2.5. Potential Contribution of Other Foamy Viral and Cellular (co)Factors
Recently, a cluster of high-abundance miRNAs with a unique precursor pri-miRNA has been detected in different SFVs and BFV. Elimination of the whole miRNA cassette from non-coding sequences in the U3 region of the long terminal repeats (LTRs) does not grossly affect structural protein expression, processing and particle release but it does impair overall BFV fitness and replication competence. These data indicate that the miRNAs do not play an obvious or prominent role in FV assembly and release.
FV gene expression and the basic aspects of particle assembly and release including the ESCRT-machinery-directed pinching off of infectious virus seem to be possible in cell lines from different organs and non-authentic, heterologous host species. This indicates a low level of cell- and species-specific requirements of FVs in this regard. However, as described below, FV particle assembly is restricted to the microtubule organizing center (MTOC) and particle budding is targeted to different degrees to intracellular membranes (e.g., PFV) or to the plasma membrane (e.g., FFV). Additionally, incoming particles are routed to the MTOC highlighting the importance of this sub-cellular site as well as the dependence on the intracellular trafficking machinery of the cell for this bi-directional transport of the FV capsids.
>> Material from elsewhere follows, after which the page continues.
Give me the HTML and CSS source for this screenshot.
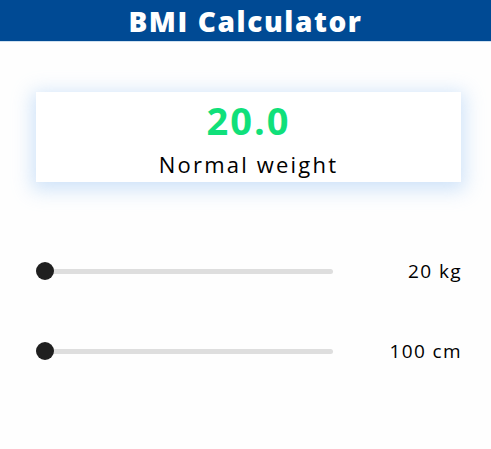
FILE: index.html
```html
<!DOCTYPE html>
<html>
<head>
<meta charset="utf-8">
<link rel="stylesheet" href="styles.css">
</head>
<body>
<header class="topbar"><h1 class="title">BMI Calculator</h1></header>
<main class="content">
  <section class="result-card">
    <div class="bmi-value">20.0</div>
    <div class="bmi-label">Normal weight</div>
  </section>
  <div class="controls">
    <div class="control-row">
      <div class="slider"><div class="track"></div><div class="thumb"></div></div>
      <span class="control-value">20 kg</span>
    </div>
    <div class="control-row">
      <div class="slider"><div class="track"></div><div class="thumb"></div></div>
      <span class="control-value">100 cm</span>
    </div>
  </div>
</main>
</body>
</html>
```
FILE: styles.css
```css
* { box-sizing: border-box; }
html, body { margin: 0; padding: 0; background: #fefefe; }
body { font-family: "Open Sans", "Noto Sans", sans-serif; color: #111; }
.topbar {
  height: 42px;
  background: #004a94;
  border-bottom: 1px solid #cfe0ef;
  display: flex;
  align-items: center;
  justify-content: center;
}
.title {
  margin: 0;
  color: #fff;
  font-size: 28px;
  font-weight: 800;
  letter-spacing: 1.6px;
  line-height: 1;
}
.content { padding: 50px 30px 0 36px; }
.result-card {
  height: 90px;
  background: #fff;
  box-shadow: 0 4px 18px 4px rgba(150, 195, 245, 0.45);
  display: flex;
  flex-direction: column;
  align-items: center;
}
.bmi-value {
  margin-top: 6px;
  font-size: 38px;
  font-weight: 700;
  color: #10e07a;
  letter-spacing: 2px;
  line-height: 44px;
}
.bmi-label {
  margin-top: 9px;
  font-size: 22px;
  letter-spacing: 2.2px;
  line-height: 26px;
  color: #000;
}
.controls {
  margin-top: 80px;
  display: flex;
  flex-direction: column;
  gap: 62px;
}
.control-row {
  display: flex;
  align-items: center;
  height: 18px;
}
.slider {
  position: relative;
  width: 297px;
  height: 18px;
  display: flex;
  align-items: center;
}
.track {
  width: 100%;
  height: 5px;
  border-radius: 3px;
  background: #dedede;
}
.thumb {
  position: absolute;
  left: 0;
  top: 0;
  width: 18px;
  height: 18px;
  border-radius: 50%;
  background: #1f1f1f;
}
.control-value {
  margin-left: auto;
  font-size: 19px;
  letter-spacing: 1.4px;
  color: #000;
  margin-right: -1px;
}
```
Finally, FV replication, including the processes of particle assembly and release, is also targeted by host-encoded restriction factors and intrinsic immunity, for instance in the form of APOBEC3 cytidine deaminase packaging, membrane tethering, and interference with full particle release by BST-2/Tetherin and restriction by TRIM5 proteins . These aspects are not covered here, but the interested reader is referred to a recent review, which does discuss this aspect.